The outage affected approximately 29.4 million interconnected VoIP users and approximately 2.3 million wireless users. The full tally of calls that failed to go through exceeded 111 million. “This nationwide outage was the largest ever reported in NORS,” the FCC said.

The FCC report said Level 3 subsequently adopted measures to prevent a recurrence of the problem—measures in accord with best practices, the FCC drily noted, the Communications Security, Reliability and Interoperability Council had adopted five years earlier.

The Level 3 network disruption was on Oct. 4. On Oct. 21, the U.S. experienced what at the time was one of the worst disruptions of the internet ever, one that made many prominent websites grind nearly to a halt for hours, particularly on the East Coast but elsewhere as well. The cause was a series of distributed denial-of-service (DDoS) attacks, together the largest to that date, all in an onslaught against Dyn.

Some immediately accused Level 3 of being the culprit behind that outage as well.
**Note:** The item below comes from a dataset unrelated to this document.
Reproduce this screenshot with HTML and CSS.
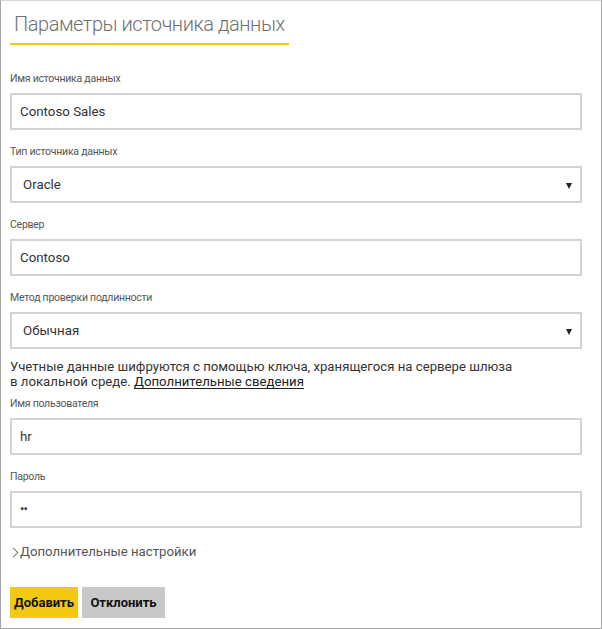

In fact, the company had nothing to do with the attack on Dyn, but the accusations did expose how Level 3’s reputation had been compromised.

But then, Level 3 hasn’t helped resuscitate its image much either. About a year later, on Nov. 7, 2017, Level 3 experienced yet another outage, this one of backhaul systems that caused a disruption in service to customers of Comcast, Charter, Cox Communications and Verizon, among other service providers.

CenturyLink bought Level 3 at the end of 2016.